Jaywalker's ancient Volkswagen finally gave out some years back, and he's yet to find a suitable replacement. He's been holding out for something special, say a 1970 Gremlin or a '59 Studebaker Lark. Still, not long ago, he took one last trip up to Castle Hill. It was a bright weekday morning in March, a Friday. His daughter supplied the car and did the driving. Now in her early thirties, what little she knew of the case had come from having had an absentee father for two years of her life, and from hearing him mention it now and then over the years. Now Jaywalker wanted to show her the area, wanted to point out the spot where he'd come so many afternoons to stand for endless hours in the cold, searching for a man he knew had to exist. And he wanted to see for himself what the passage of a quarter of a century had done to the place.
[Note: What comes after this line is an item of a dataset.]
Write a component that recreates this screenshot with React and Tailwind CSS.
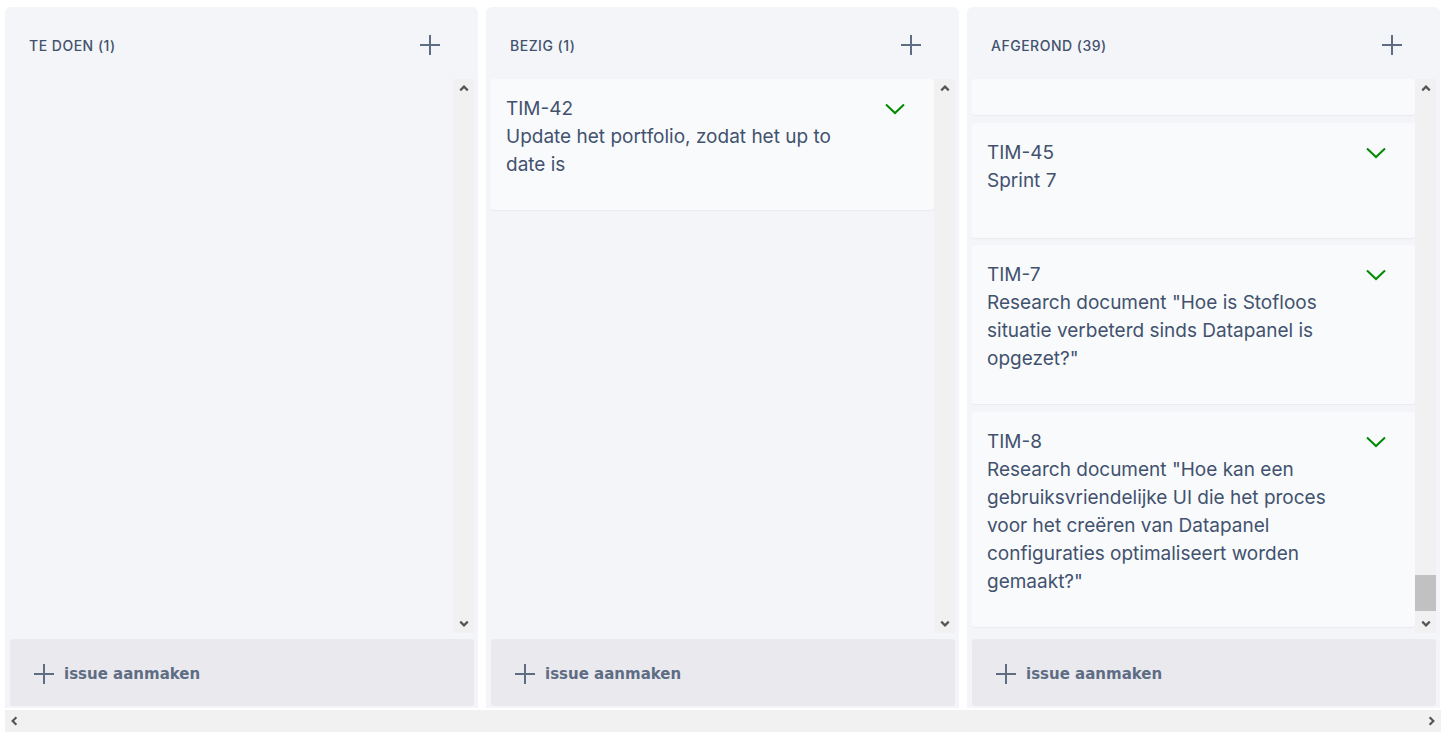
import React from "react";

const Plus = ({ className }) => (
  <svg viewBox="0 0 20 20" className={className} fill="none" stroke="currentColor" strokeWidth="2">
    <path d="M10 0v20M0 10h20" />
  </svg>
);

const Check = () => (
  <svg viewBox="0 0 20 12" className="w-[20px] h-[12px] text-[#008a00]" fill="none" stroke="currentColor" strokeWidth="2">
    <path d="M1 1.5l9 8.5 9-8.5" />
  </svg>
);

const Arrow = ({ dir }) => {
  const d = {
    up: "M1 5l3.5-3.5L8 5",
    down: "M1 1.5L4.5 5 8 1.5",
    left: "M5 1L1.5 4.5 5 8",
    right: "M1.5 1L5 4.5 1.5 8",
  }[dir];
  const v = dir === "up" || dir === "down" ? "0 0 9 6.5" : "0 0 6.5 9";
  const c = dir === "up" || dir === "down" ? "w-[10px] h-[7px]" : "w-[7px] h-[10px]";
  return (
    <svg viewBox={v} className={c} fill="none" stroke="#555" strokeWidth="2">
      <path d={d} />
    </svg>
  );
};

const VScroll = ({ thumb }) => (
  <div className="w-[21px] bg-[#f1f1f1] flex flex-col items-center justify-between py-[6px] relative">
    <Arrow dir="up" />
    {thumb && <div className="absolute left-0 right-0 top-[496px] h-[36px] bg-[#c1c1c1]" />}
    <Arrow dir="down" />
  </div>
);

const Card = ({ id, title, partial }) => {
  if (partial) return <div className="h-[36px] bg-[#f9fafc] rounded-[3px] shadow-[0_1px_1px_rgba(9,30,66,0.05)] shrink-0" />;
  return (
    <div className="bg-[#f9fafc] rounded-[3px] shadow-[0_1px_1px_rgba(9,30,66,0.05)] min-h-[115px] pl-[15px] pr-[29px] pt-[16px] pb-[31px] flex justify-between shrink-0">
      <div className="w-[352px] text-[19px] leading-[28px] text-[#42526e]">
        <div>{id}</div>
        <div>{title}</div>
      </div>
      <div className="pt-[8px]">
        <Check />
      </div>
    </div>
  );
};

const Column = ({ title, cards, thumb }) => (
  <div className="w-[473px] shrink-0 bg-[#f4f5f8] rounded-t-[6px] flex flex-col h-[701px]">
    <div className="h-[72px] shrink-0 flex items-center justify-between pl-[24px] pr-[38px] pt-[4px]">
      <span className="text-[14px] font-medium text-[#42526e] tracking-[0.5px]">{title}</span>
      <Plus className="w-[20px] h-[20px] text-[#5e6c84]" />
    </div>
    <div className="flex h-[554px] shrink-0 pl-[5px] pr-[4px]">
      <div className="flex-1 flex flex-col gap-[7.5px] overflow-hidden">
        {cards.map((c, i) => (
          <Card key={i} {...c} />
        ))}
      </div>
      <VScroll thumb={thumb} />
    </div>
    <div className="mt-[6px] ml-[5px] mr-[4px] h-[67px] bg-[#e9e9ee] rounded-[3px] flex items-center pl-[24px] pt-[3px]">
      <Plus className="w-[20px] h-[20px] text-[#5e6c84]" />
      <span className="ml-[10px] text-[15px] font-bold text-[#5e6c84]" style={{ fontFamily: '"DejaVu Sans", Verdana, sans-serif' }}>
        issue aanmaken
      </span>
    </div>
  </div>
);

export default function App() {
  return (
    <div className="w-[1441px] h-[736px] bg-white overflow-hidden" style={{ fontFamily: 'Inter, "Noto Sans", sans-serif' }}>
      <div className="pt-[7px] pl-[5px] flex gap-[8px]">
        <Column title="TE DOEN (1)" cards={[]} />
        <Column
          title="BEZIG (1)"
          cards={[{ id: "TIM-42", title: "Update het portfolio, zodat het up to date is" }]}
        />
        <Column
          title="AFGEROND (39)"
          thumb
          cards={[
            { partial: true },
            { id: "TIM-45", title: "Sprint 7" },
            { id: "TIM-7", title: 'Research document "Hoe is Stofloos situatie verbeterd sinds Datapanel is opgezet?"' },
            {
              id: "TIM-8",
              title:
                'Research document "Hoe kan een gebruiksvriendelijke UI die het proces voor het creëren van Datapanel configuraties optimaliseert worden gemaakt?"',
            },
          ]}
        />
      </div>
      <div className="ml-[5px] mt-[2px] h-[22px] bg-[#f1f1f1] flex items-center justify-between px-[6px]">
        <Arrow dir="left" />
        <Arrow dir="right" />
      </div>
    </div>
  );
}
He'd expected to find that urban blight and decay had completely taken over the project, much the same way the jungle has a way of reclaiming clearings left uncared for. He'd expected to see huge mounds of trash piled up and blowing everywhere; endless carcasses of cars stripped, torched and left for dead; roaming packs of feral dogs, their ribs showing beneath their flanks.

Instead, he found the tall redbrick buildings cleaner than ever. There was almost no trash in sight, no broken glass, no boarded-over windows. The streets were clean, the playgrounds well kept, the lawns raked and neatly trimmed. Brightly colored row houses marked the way to the southeast, toward the water.

The population in evidence that morning was largely Hispanic, with a distinct black minority. Make that African-American. But to Jaywalker's surprise, there were
some whites, too, as well as some interracial couples and families. Mothers were walking their children to school-bus stops, pausing to greet blue-uniformed crossing guards. Men were leaving for work. Trucks were making deliveries to stores along Havemeyer Avenue.

Jaywalker had his daughter circle the blocks and read off the names of streets and avenues long forgotten but still familiar. Randall, Turnbull, Seward, Lacombe, Pugsley. She made a turn onto Stickball Boulevard and drove up Olmstead Avenue, where Darren's uncle Samuel had once lived. The improbable Roman names were still there. Homer, Cicero and Cincinnatus Avenues. Caesar and Virgil Places. Lafayette was there, too.

“It's not such a bad area,” his daughter remarked at one point. “I expected much worse.”

“Me, too,” said Jaywalker.

 

Sometimes, in the early morning hours, before he climbs out of bed to get ready to go to court, Jaywalker lies awake alone and listens to the sparrows, and wonders how he ever lost the trial in the first place. But then he reminds himself that had he not, he never would have learned what he did from it, or grown into the lawyer he ultimately became.

There are those who believe that everything that happens in our lives happens for a reason. Perhaps they're right. Who's to say?